_What is being asked_
Every line that contains the word "React" should be copied.

_Data for processing_
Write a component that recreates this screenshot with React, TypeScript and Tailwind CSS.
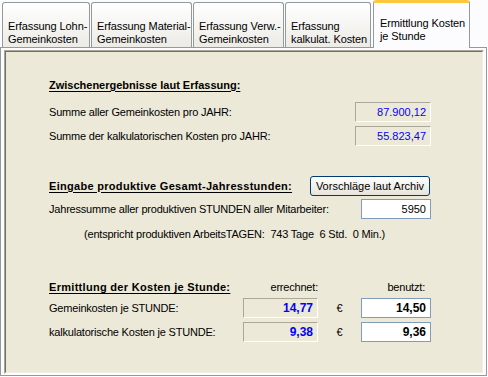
const tabs = [
  { lines: ["Erfassung Lohn-", "Gemeinkosten"], w: "w-[88px]" },
  { lines: ["Erfassung Material-", "Gemeinkosten"], w: "w-[101px]" },
  { lines: ["Erfassung Verw.-", "Gemeinkosten"], w: "w-[91px]" },
  { lines: ["Erfassung", "kalkulat. Kosten"], w: "w-[86px]" },
];

function ReadBox({ children, bold, className }: { children: React.ReactNode; bold?: boolean; className: string }) {
  return (
    <div
      className={`${className} h-[20px] flex items-center justify-end pr-[4px] border border-t-[#aca899] border-l-[#aca899] border-b-white border-r-white bg-[#ece9d8] text-[#0000ff] tracking-normal ${
        bold ? "font-bold text-[12px]" : ""
      }`}
    >
      {children}
    </div>
  );
}

function Input({ children, bold, className }: { children: React.ReactNode; bold?: boolean; className: string }) {
  return (
    <div
      className={`${className} h-[20px] flex items-center justify-end pr-[4px] border border-[#7f9db9] bg-white text-black tracking-normal ${
        bold ? "font-bold text-[12px]" : ""
      }`}
    >
      {children}
    </div>
  );
}

export default function App() {
  return (
    <div className="w-[488px] h-[377px] bg-[#fcfcfe] text-[11px] text-black font-['Liberation_Sans',Arial,sans-serif] overflow-hidden">
      {/* tab strip */}
      <div className="h-[47px] flex items-end pl-[2px] gap-[1px]">
        {tabs.map((t) => (
          <div
            key={t.lines[0]}
            className={`${t.w} h-[45px] border border-b-0 border-[#919b9c] rounded-t-[3px] bg-gradient-to-b from-white to-[#ecebe6] pt-[17px] pl-[5px] leading-[13px] whitespace-nowrap tracking-[-0.1px]`}
          >
            {t.lines.map((l) => (
              <div key={l}>{l}</div>
            ))}
          </div>
        ))}
        <div className="relative z-10 ml-px w-[97px] h-[48px] -mb-px border border-b-0 border-[#919b9c] border-t-[3px] border-t-[#ffc83c] rounded-t-[3px] bg-[#fcfcfe] pt-[14px] pl-[6px] leading-[13px] whitespace-nowrap tracking-[-0.1px]">
          <div>Ermittlung Kosten</div>
          <div>je Stunde</div>
        </div>
      </div>

      {/* tab page */}
      <div className="w-[487px] h-[329px] border border-[#919b9c] pt-[2px] pl-[3px]">
        <div className="w-[480px] h-[324px] border border-t-[#aca899] border-l-[#aca899] border-b-white border-r-white">
          <div className="h-full border border-t-[#716f64] border-l-[#716f64] border-b-[#f1efe2] border-r-[#f1efe2] bg-[#ece9d8]">
            <div className="pl-[43px] w-[425px] tracking-[-0.2px]">
              <div className="mt-[25px] h-[16px] flex items-center font-bold underline underline-offset-2 tracking-normal">
                Zwischenergebnisse laut Erfassung:
              </div>
              <div className="mt-[9px] h-[20px] flex items-center justify-between">
                <span>Summe aller Gemeinkosten pro JAHR:</span>
                <ReadBox className="w-[76px]">87.900,12</ReadBox>
              </div>
              <div className="mt-[4px] h-[20px] flex items-center justify-between">
                <span>Summe der kalkulatorischen Kosten pro JAHR:</span>
                <ReadBox className="w-[76px]">55.823,47</ReadBox>
              </div>

              <div className="mt-[30px] h-[20px] flex items-center justify-between">
                <span className="font-bold underline underline-offset-2 tracking-[0.3px]">
                  Eingabe produktive Gesamt-Jahresstunden:
                </span>
                <button className="mr-px w-[120px] h-[20px] rounded-[3px] border border-[#003c74] bg-gradient-to-b from-white to-[#e6e4da] text-[11px] leading-none tracking-normal">
                  Vorschläge laut Archiv
                </button>
              </div>
              <div className="mt-[3px] h-[20px] flex items-center justify-between">
                <span>Jahressumme aller produktiven STUNDEN aller Mitarbeiter:</span>
                <Input className="w-[70px]">5950</Input>
              </div>
              <div className="mt-[8px] h-[14px] flex items-center pl-[35px] whitespace-pre">
                (entspricht produktiven ArbeitsTAGEN:  743 Tage  6 Std.  0 Min.)
              </div>

              <div className="mt-[38px] h-[16px] grid grid-cols-[194px_75px_43px_70px] items-center">
                <span className="font-bold underline underline-offset-2 tracking-[0.3px] whitespace-nowrap">
                  Ermittlung der Kosten je Stunde:
                </span>
                <span className="text-right">errechnet:</span>
                <span />
                <span className="text-right pr-[6px]">benutzt:</span>
              </div>
              <div className="mt-[3px] h-[20px] grid grid-cols-[194px_75px_43px_70px] items-center">
                <span>Gemeinkosten je STUNDE:</span>
                <ReadBox bold className="w-[75px]">14,77</ReadBox>
                <span className="text-center">€</span>
                <Input bold className="w-[70px]">14,50</Input>
              </div>
              <div className="mt-[4px] h-[20px] grid grid-cols-[194px_75px_43px_70px] items-center">
                <span>kalkulatorische Kosten je STUNDE:</span>
                <ReadBox bold className="w-[75px]">9,38</ReadBox>
                <span className="text-center">€</span>
                <Input bold className="w-[70px]">9,36</Input>
              </div>
            </div>
          </div>
        </div>
      </div>
    </div>
  );
}
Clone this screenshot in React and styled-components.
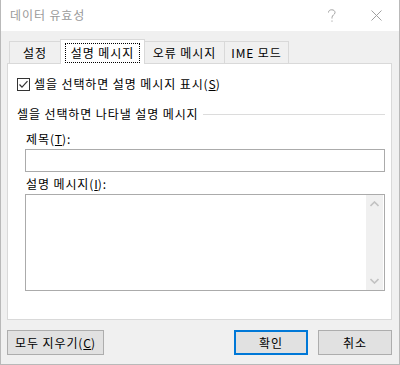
import styled, { createGlobalStyle } from "styled-components"

const GlobalStyle = createGlobalStyle`
    html, body {
        margin: 0;
        padding: 0;
        background: #ffffff;
    }
    body {
        font-family: "Noto Sans CJK KR", "Noto Sans", "Liberation Sans", sans-serif;
        font-size: 12px;
        letter-spacing: 0.9px;
        color: #000;
    }
`

const Window = styled.div`
    width: 400px;
    height: 365px;
    box-sizing: border-box;
    border: 1px solid #b9b9b9;
    border-top: none;
    display: flex;
    flex-direction: column;
    background: #f0f0f0;
`

const TitleBar = styled.div`
    height: 31px;
    background: #ffffff;
    display: flex;
    align-items: center;
    padding-left: 9px;
`

const Title = styled.div`
    flex: 1;
    color: #999999;
    font-size: 12px;
    line-height: 16px;
    margin-top: -2px;
`

const TitleButton = styled.div`
    width: 45px;
    height: 31px;
    display: flex;
    align-items: center;
    justify-content: center;
    color: #a0a0a0;
`

const Body = styled.div`
    flex: 1;
    display: flex;
    flex-direction: column;
    padding: 8px 7px 0 6px;
`

const TabStrip = styled.div`
    display: flex;
    align-items: flex-end;
    padding-left: 2px;
    height: 24px;
`

const Tab = styled.div`
    box-sizing: border-box;
    width: ${p => p.$w}px;
    height: ${p => (p.$active ? 25 : 22)}px;
    margin-left: ${p => (p.$first ? 0 : -1)}px;
    margin-bottom: ${p => (p.$active ? -1 : 0)}px;
    border: 1px solid #d9d9d9;
    border-bottom: none;
    background: ${p => (p.$active ? "#ffffff" : "#f0f0f0")};
    position: relative;
    z-index: ${p => (p.$active ? 1 : 0)};
    display: flex;
    align-items: ${p => (p.$active ? "flex-start" : "center")};
    justify-content: center;
    line-height: 16px;
    white-space: nowrap;
`

const FocusBox = styled.span`
    box-sizing: border-box;
    margin-top: 3px;
    width: 75px;
    height: 20px;
    border: 1px dotted #000;
    display: flex;
    align-items: center;
    justify-content: center;
`

const Panel = styled.div`
    box-sizing: border-box;
    height: 257px;
    background: #ffffff;
    border: 1px solid #d9d9d9;
    display: flex;
    flex-direction: column;
    padding: 0 6px 0 9px;
`

const CheckRow = styled.label`
    display: flex;
    align-items: center;
    margin-top: 13px;
    height: 14px;
    line-height: 16px;
`

const CheckBox = styled.span`
    box-sizing: border-box;
    width: 13px;
    height: 13px;
    border: 1px solid #333;
    margin-right: 4px;
    display: flex;
    align-items: center;
    justify-content: center;
`

const GroupHeader = styled.div`
    display: flex;
    align-items: center;
    margin-top: 15px;
    line-height: 16px;
    height: 16px;
`

const GroupLine = styled.div`
    flex: 1;
    height: 1px;
    background: #dcdcdc;
    margin-left: 4px;
`

const FieldLabel = styled.div`
    margin-left: 9px;
    margin-top: ${p => p.$top}px;
    line-height: 16px;
    height: 16px;
`

const TextBox = styled.div`
    box-sizing: border-box;
    margin: 2px 0 0 8px;
    height: ${p => p.$h}px;
    border: 1px solid #ababab;
    background: #ffffff;
    display: flex;
    justify-content: flex-end;
`

const ScrollBar = styled.div`
    width: 17px;
    margin: 0 1px 0 0;
    background: #f0f0f0;
    display: flex;
    flex-direction: column;
    justify-content: space-between;
    align-items: center;
    padding: 6px 0;
`

const Mn = styled.u`
    text-decoration: underline;
    text-underline-offset: 1px;
    letter-spacing: 0;
`

const ButtonRow = styled.div`
    display: flex;
    align-items: center;
    margin-top: 10px;
    gap: 10px;
`

const Button = styled.div`
    box-sizing: border-box;
    width: ${p => p.$w}px;
    height: 25px;
    background: #e1e1e1;
    border: ${p => (p.$default ? "2px solid #0078d7" : "1px solid #adadad")};
    display: flex;
    align-items: center;
    justify-content: center;
    line-height: 16px;
    white-space: nowrap;
`

const Spacer = styled.div`
    flex: 1;
`

const Chevron = ({ up }) => (
    <svg width="9" height="6" viewBox="0 0 9 6">
        <path
            d={up ? "M0.5 5 L4.5 1 L8.5 5" : "M0.5 1 L4.5 5 L8.5 1"}
            fill="none"
            stroke="#c2c2c2"
            strokeWidth="1.6"
        />
    </svg>
)

const App = () => {
    return (
        <>
            <GlobalStyle />
            <Window>
                <TitleBar>
                    <Title>데이터 유효성</Title>
                    <TitleButton>
                        <svg width="10" height="14" viewBox="0 0 10 14">
                            <path d="M1.5 3.5 C1.5 1.5 3 0.8 4.8 0.8 C6.8 0.8 8 2 8 3.6 C8 5.6 5 6 5 8.5 L5 9.5" fill="none" stroke="#a0a0a0" strokeWidth="1" />
                            <rect x="4.5" y="11.5" width="1" height="1.2" fill="#a0a0a0" />
                        </svg>
                    </TitleButton>
                    <TitleButton>
                        <svg width="11" height="11" viewBox="0 0 11 11">
                            <path d="M0.5 0.5 L10.5 10.5 M10.5 0.5 L0.5 10.5" stroke="#a0a0a0" strokeWidth="1" />
                        </svg>
                    </TitleButton>
                </TitleBar>
                <Body>
                    <TabStrip>
                        <Tab $first $w={52}>설정</Tab>
                        <Tab $active $w={85}>
                            <FocusBox>설명 메시지</FocusBox>
                        </Tab>
                        <Tab $w={81}>오류 메시지</Tab>
                        <Tab $w={65}>IME 모드</Tab>
                    </TabStrip>
                    <Panel>
                        <CheckRow>
                            <CheckBox>
                                <svg width="11" height="11" viewBox="0 0 11 11">
                                    <path d="M1.5 5.5 L4 8.2 L9.5 2.2" fill="none" stroke="#333" strokeWidth="1.2" />
                                </svg>
                            </CheckBox>
                            셀을 선택하면 설명 메시지 표시(<Mn>S</Mn>)
                        </CheckRow>
                        <GroupHeader>
                            셀을 선택하면 나타낼 설명 메시지
                            <GroupLine />
                        </GroupHeader>
                        <FieldLabel $top={9}>제목(<Mn>T</Mn>):</FieldLabel>
                        <TextBox $h={23} />
                        <FieldLabel $top={4}>설명 메시지(<Mn>I</Mn>):</FieldLabel>
                        <TextBox $h={97}>
                            <ScrollBar>
                                <Chevron up />
                                <Chevron />
                            </ScrollBar>
                        </TextBox>
                    </Panel>
                    <ButtonRow>
                        <Button $w={97}>모두 지우기(<Mn>C</Mn>)</Button>
                        <Spacer />
                        <Button $w={74} $default>확인</Button>
                        <Button $w={74}>취소</Button>
                    </ButtonRow>
                </Body>
            </Window>
        </>
    )
}

export default App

_Output below_
Write a component that recreates this screenshot with React, TypeScript and Tailwind CSS.
function ReadBox({ children, bold, className }: { children: React.ReactNode; bold?: boolean; className: string }) {
function Input({ children, bold, className }: { children: React.ReactNode; bold?: boolean; className: string }) {
Clone this screenshot in React and styled-components.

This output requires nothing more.